0
votes

I am an absolute beginner in yacc/lex and I stumble upon something that seems simple to me, but I am unable to understand. I have the two following rules : S : E; and E : STR; (and in the lexer, [a-z]+ is mapped to STR). My guess is that when I give the input "hithere" for example, the input is consumed and the parser should exit, no ?

The thing is, the parser is still waiting for input, so somehow S : E is not consumed (or so I guess). If I continue giving input, a syntax error is raised (which is expected).

My question is, in which case does the parser stop asking for input ? Maybe more precisely, why is the rule S : E; not satisfied for my specific example ?

I attach here my .l and my .y files :

test1.l :

%{
#include <stdio.h>
#include <stdlib.h>
#include "y.tab.h"
%}

%option noyywrap

%%
[a-z]+                  {yylval.str = yytext; return (STR);}
.                       { ; }
%%

test1.y:

%{
#include <stdio.h>
#include <stdlib.h>
extern int yylex();
%}

%union {
    char    *str;
}

%token <str> STR
%type <str> E

%%

S : E                   {printf("%s\n", $1);}
  ;

E : STR                 {$$ = $1;}
  ;

%%

int yyerror(char *msg) {
    printf("%s\n", msg);
    return (0);
}

int main() {
    yyparse();
    return (0);
}

The thing that seems really weird to me is that if I give the input "hithere", "hithere" is printed back on my terminal, so that is a strong indicator to me that S : E; actually has been recognized and printf() executed.

2

2 Answers

0
votes

Bison/yacc (and many, though not all, derivatives) actually construct an "augmented" grammar by adding a new start production which is effectively:

$start: S END

Where S is your start symbol (or the first non-terminal in the grammar if you don't specify), and END is a token representing the end of input. (It is a real token, whose value is 0. (f)lex scanners return 0 when they get an end-of-file, so to the parser it looks like its being given an END token.)

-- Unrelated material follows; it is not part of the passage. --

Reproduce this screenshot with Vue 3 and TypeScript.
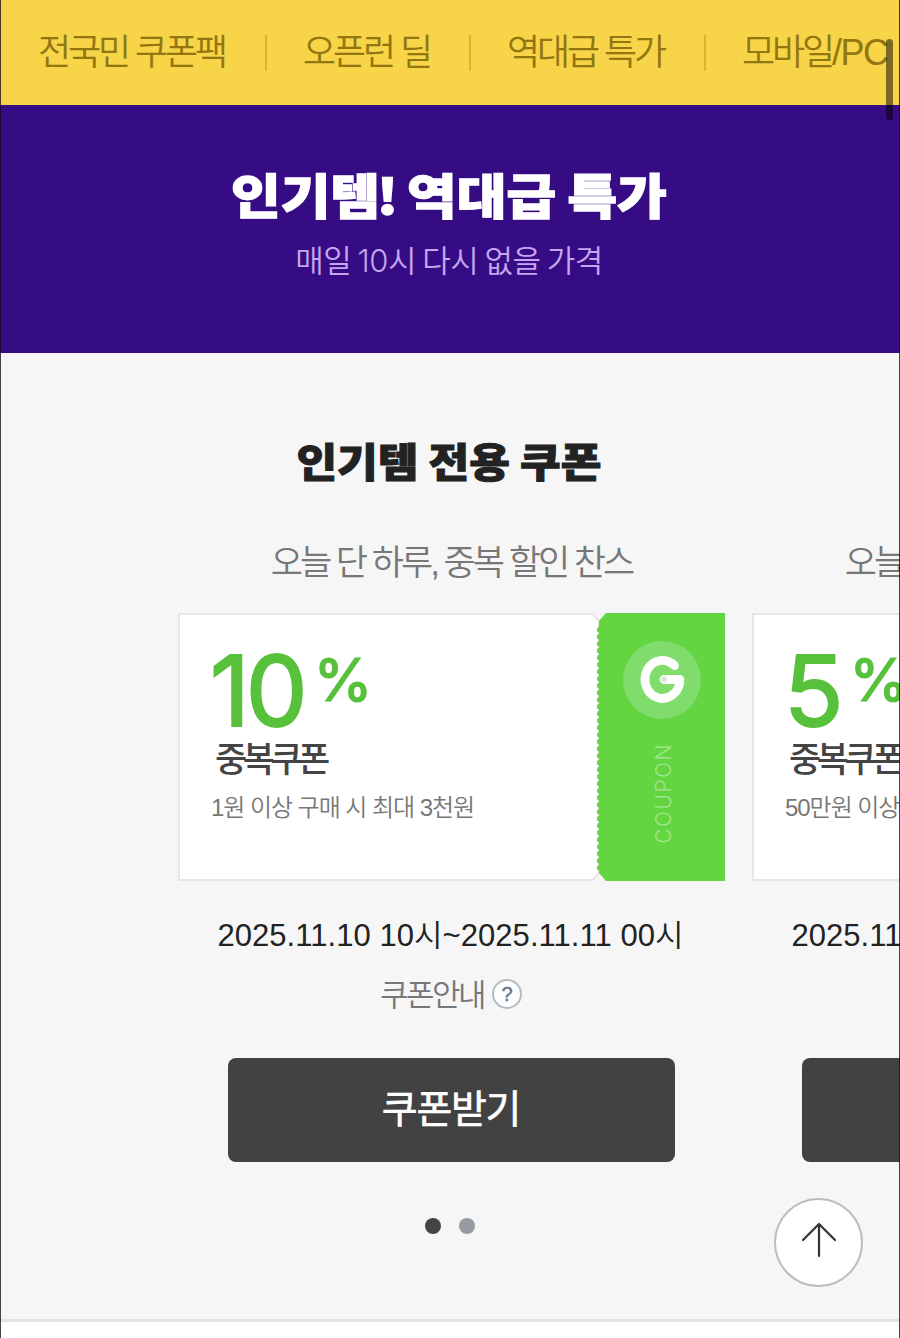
<script setup lang="ts">
interface Tab {
  label: string
  latin?: string
}

interface Coupon {
  id: number
  notice: string
  rate: string
  name: string
  condition: string
  period: string
}

const tabs: Tab[] = [
  { label: '전국민 쿠폰팩' },
  { label: '오픈런 딜' },
  { label: '역대급 특가' },
  { label: '모바일', latin: '/PC' },
]

const coupons: Coupon[] = [
  {
    id: 1,
    notice: '오늘 단 하루, 중복 할인 찬스',
    rate: '10',
    name: '중복쿠폰',
    condition: '1원 이상 구매 시 최대 3천원',
    period: '2025.11.10 10시~2025.11.11 00시',
  },
  {
    id: 2,
    notice: '오늘 단 하루, 중복 할인 찬스',
    rate: '5',
    name: '중복쿠폰',
    condition: '50만원 이상 구매 시',
    period: '2025.11.10 10시~2025.11.11 00시',
  },
]
</script>

<template>
  <main class="page">
    <nav class="tabs">
      <a v-for="(tab, i) in tabs" :key="tab.label" class="tab" :class="`tab-${i}`">{{ tab.label }}<span v-if="tab.latin" class="latin">{{ tab.latin }}</span></a>
    </nav>
    <div class="scrollbar"></div>

    <header class="hero">
      <h1>인기템<span class="bang">!</span> 역대급 특가</h1>
      <p>매일 10시 다시 없을 가격</p>
    </header>

    <section class="coupons">
      <h2>인기템 전용 쿠폰</h2>
      <div class="track">
        <article v-for="coupon in coupons" :key="coupon.id" class="slide">
          <p class="notice">{{ coupon.notice }}</p>
          <div class="ticket">
            <svg class="ticket-shape" width="548" height="268" viewBox="0 0 548 268">
              <path d="M1 1H415L421 8V260L415 267H1Z" fill="#fff" stroke="#e6e6e6" stroke-width="2" />
              <path d="M428 0H547V268H428L421 260V8Z" fill="#62d541" />
              <path d="M421 16V256" stroke="#62d541" stroke-width="4" stroke-linecap="round" stroke-dasharray="1.5 5.5" />
            </svg>
            <div class="ticket-body">
              <div class="rate"><span class="number">{{ coupon.rate }}</span><span class="percent">%</span></div>
              <p class="name">{{ coupon.name }}</p>
              <p class="condition">{{ coupon.condition }}</p>
            </div>
            <div class="stub">
              <svg width="78" height="78" viewBox="0 0 78 78">
                <circle cx="39" cy="39" r="39" fill="#80dd6c" />
                <path d="M51.500 24.500A17.500 19 0 1 0 57 38.500H41" fill="none" stroke="#fff" stroke-width="8.800" stroke-linecap="round" stroke-linejoin="round" />
                <circle cx="41" cy="38.500" r="3" fill="#d9e5d6" />
              </svg>
              <span class="stub-text">COUPON</span>
            </div>
          </div>
          <p class="period">{{ coupon.period }}</p>
          <div class="guide">
            <span class="guide-label">쿠폰안내</span>
            <i class="help">?</i>
          </div>
          <button class="download" type="button">쿠폰받기</button>
        </article>
      </div>
      <div class="dots"><i class="dot active"></i><i class="dot"></i></div>
    </section>

    <button class="to-top" type="button" aria-label="top">
      <svg width="36" height="36" viewBox="0 0 36 36" fill="none" stroke="#333" stroke-width="2.2" stroke-linecap="round" stroke-linejoin="round">
        <path d="M18 34V2M2 18L18 2L34 18" />
      </svg>
    </button>
  </main>
</template>

<style>
body {
  margin: 0;
}
</style>

<style scoped>
.page {
  position: relative;
  box-sizing: border-box;
  width: 900px;
  height: 1338px;
  overflow: hidden;
  background: #fff;
  font-family: "Liberation Sans", "Noto Sans CJK KR", sans-serif;
}
.page::after {
  content: "";
  position: absolute;
  inset: 0;
  border: solid rgba(20, 10, 30, 0.78);
  border-width: 0 1px;
  pointer-events: none;
}
h1, h2, p {
  margin: 0;
  white-space: nowrap;
}
button {
  padding: 0;
  border: 0;
  font-family: inherit;
}
.tabs {
  display: flex;
  align-items: center;
  height: 105px;
  padding-left: 38px;
  background: #f7d448;
}
.tab {
  flex: none;
  box-sizing: border-box;
  height: 36px;
  color: #927711;
  font-size: 36px;
  font-weight: 350;
  line-height: 36px;
  letter-spacing: -3.1px;
  white-space: nowrap;
}
.latin {
  letter-spacing: -1.6px;
}
.tab + .tab {
  padding-left: 36px;
  border-left: 2px solid #d7b536;
}
.tab-0 { width: 227px; }
.tab-1 { width: 204px; }
.tab-2 { width: 235px; }
.scrollbar {
  position: absolute;
  top: 39px;
  left: 886px;
  z-index: 2;
  width: 7px;
  height: 81px;
  border-radius: 4px;
  background: rgba(0, 0, 0, 0.5);
}
.hero {
  box-sizing: border-box;
  height: 248px;
  padding-top: 59px;
  background: #360c84;
  text-align: center;
}
h1 {
  padding-right: 2px;
  color: #fff;
  font-family: "Noto Sans CJK KR", sans-serif;
  font-size: 48px;
  font-weight: 900;
  line-height: 58px;
  word-spacing: -1px;
  transform: scaleX(1.125);
  -webkit-text-stroke: 1.3px #fff;
}
.bang {
  margin: 0 -2px 0 -3px;
}
.hero p {
  margin-top: 19px;
  padding-right: 2px;
  color: #c5a5ef;
  font-family: Inter, "Noto Sans CJK KR", sans-serif;
  font-size: 31px;
  font-weight: 350;
  line-height: 40px;
  letter-spacing: -0.5px;
  word-spacing: -2px;
}
.coupons {
  box-sizing: border-box;
  height: 969px;
  padding-top: 79px;
  border-bottom: 3px solid #e3e3e3;
  background: #f6f6f7;
}
h2 {
  padding-right: 2px;
  color: #222;
  font-family: "Noto Sans CJK KR", sans-serif;
  font-size: 40px;
  font-weight: 900;
  line-height: 56px;
  text-align: center;
  transform: scaleX(1.105);
  -webkit-text-stroke: 1px #222;
}
.track {
  display: flex;
  gap: 27px;
  margin: 49px 0 0 178px;
}
.slide {
  flex: none;
  display: flex;
  flex-direction: column;
  align-items: center;
  width: 547px;
}
.notice {
  height: 48px;
  color: #777;
  font-size: 35px;
  font-weight: 350;
  line-height: 51px;
  letter-spacing: -3px;
}
.ticket {
  position: relative;
  display: flex;
  width: 547px;
  height: 268px;
  margin-top: 28px;
}
.ticket-shape {
  position: absolute;
  inset: 0;
}
.ticket-body {
  position: relative;
  width: 421px;
  padding-left: 33px;
  box-sizing: border-box;
}
.rate {
  display: flex;
  height: 124px;
  margin-left: -1px;
  color: #58c13c;
  font-family: Inter, sans-serif;
}
.number {
  font-size: 98px;
  line-height: 156px;
  letter-spacing: -4px;
  -webkit-text-stroke: 2px #58c13c;
}
.percent {
  margin-left: 10px;
  font-size: 59px;
  font-weight: 500;
  line-height: 134px;
  -webkit-text-stroke: 1px #58c13c;
}
.name {
  height: 44px;
  padding-left: 4px;
  color: #444;
  font-size: 35px;
  font-weight: 500;
  line-height: 46px;
  letter-spacing: -4.5px;
}
.condition {
  margin-top: 8px;
  color: #777;
  font-size: 24px;
  font-weight: 350;
  line-height: 38px;
  letter-spacing: -1.05px;
}
.stub {
  position: relative;
  display: flex;
  flex-direction: column;
  align-items: center;
  width: 126px;
  padding-top: 28px;
}
.stub-text {
  margin: 24px 0 0 4px;
  color: #a0e58d;
  font-family: Inter, sans-serif;
  font-size: 21px;
  font-weight: 300;
  line-height: 26px;
  letter-spacing: 1.5px;
  writing-mode: vertical-rl;
  transform: rotate(180deg);
}
.period {
  height: 40px;
  margin-top: 34px;
  padding-right: 2px;
  color: #222;
  font-size: 31px;
  font-weight: 350;
  line-height: 42px;
  letter-spacing: 0.05px;
}
.guide {
  display: flex;
  align-items: center;
  gap: 8px;
  height: 40px;
  margin-top: 19px;
  padding-right: 1px;
  color: #777;
  font-size: 31px;
  font-weight: 350;
  line-height: 36px;
  letter-spacing: -2.5px;
}
.guide-label {
  padding-top: 4px;
}
.help {
  box-sizing: border-box;
  width: 30px;
  height: 30px;
  border: 2px solid #b5bbc1;
  border-radius: 50%;
  background: #fcfdfe;
  color: #687481;
  font-size: 20px;
  font-style: normal;
  line-height: 26px;
  letter-spacing: 0;
  text-align: center;
  -webkit-text-stroke: 0.4px #687481;
}
.download {
  width: 447px;
  height: 104px;
  padding-right: 1px;
  margin-top: 44px;
  border-radius: 8px;
  background: #424242;
  color: #fff;
  font-size: 39px;
  font-weight: 400;
  line-height: 98px;
  letter-spacing: -1.3px;
  -webkit-text-stroke: 0.6px #fff;
}
.dots {
  display: flex;
  justify-content: center;
  gap: 18px;
  margin-top: 56px;
}
.dot {
  width: 16px;
  height: 16px;
  border-radius: 50%;
  background: #969ba1;
}
.dot.active {
  background: #444;
}
.to-top {
  position: absolute;
  top: 1198px;
  left: 774px;
  display: flex;
  align-items: center;
  justify-content: center;
  box-sizing: border-box;
  width: 89px;
  height: 89px;
  padding-bottom: 6px;
  border: 2px solid #bcbcbc;
  border-radius: 50%;
  background: #fff;
}
</style>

So the parser won't return until it sees an END token, which means that the scanner has seen an end of file. If your input is coming from a terminal, you need to send an EOF, typically by typing the EOF character: control-D on most Unix-like systems, or control-Z on Windows/DOS.

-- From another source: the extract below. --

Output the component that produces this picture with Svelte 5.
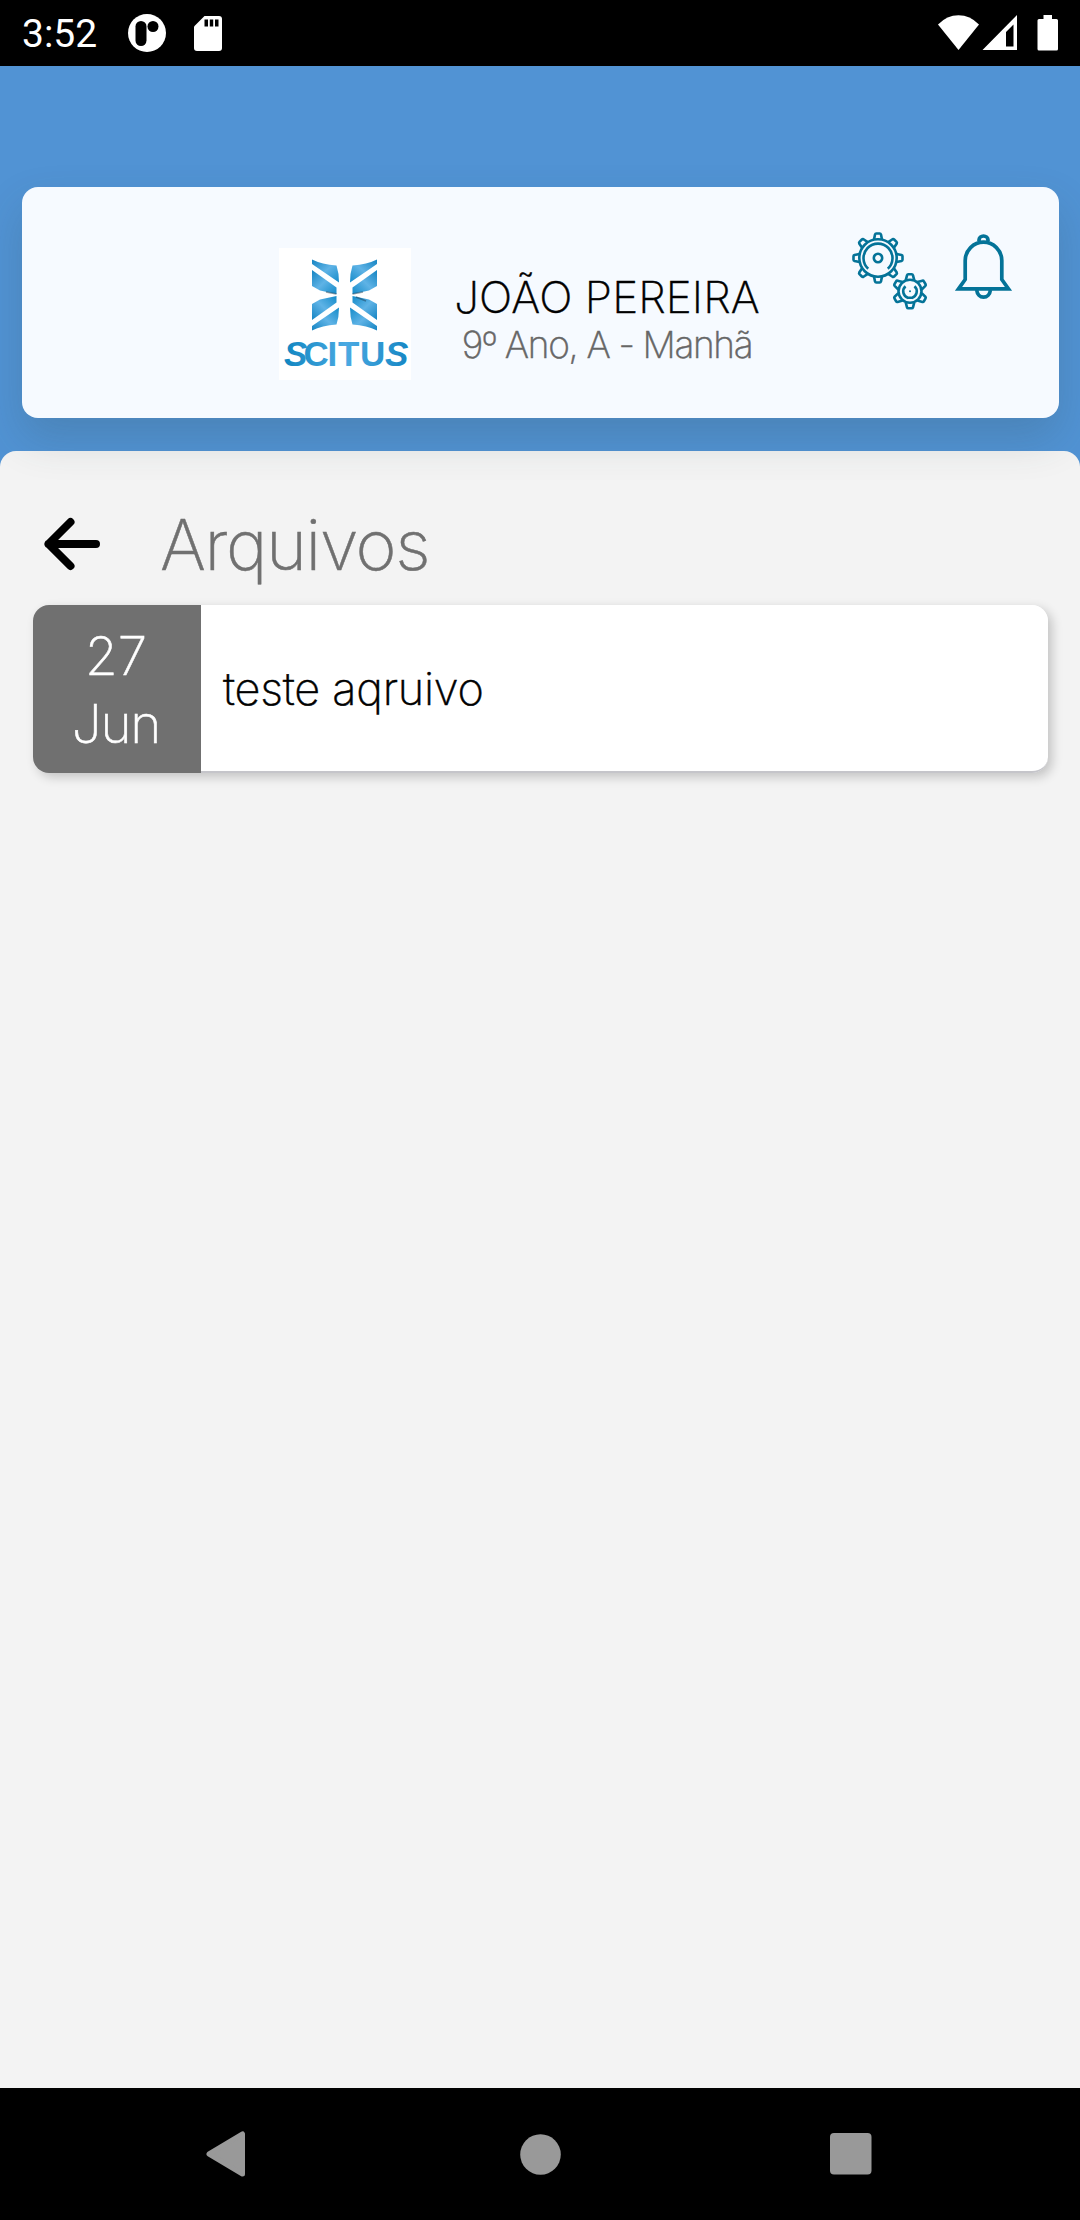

Unlike many parser generators, bison will perform a reduction without reading a lookahead symbol if the lookahead symbol is not necessary to decide that the reduction must be performed. In tbe case of your grammar, that is possible with the S: E production because there is no possible shift; either the reduction is correct (if the next token is END) or the input is not syntactically valid (if the next token is anything else). So the semantic value of the string is printed. For an even slightly more complicated grammar, that wouldn't happen (until the EOF is recognized).

0
votes

It's waiting for more input so it can reduce the production S : E ;. You need to type ctrl/d or ctrl/z depending on your system.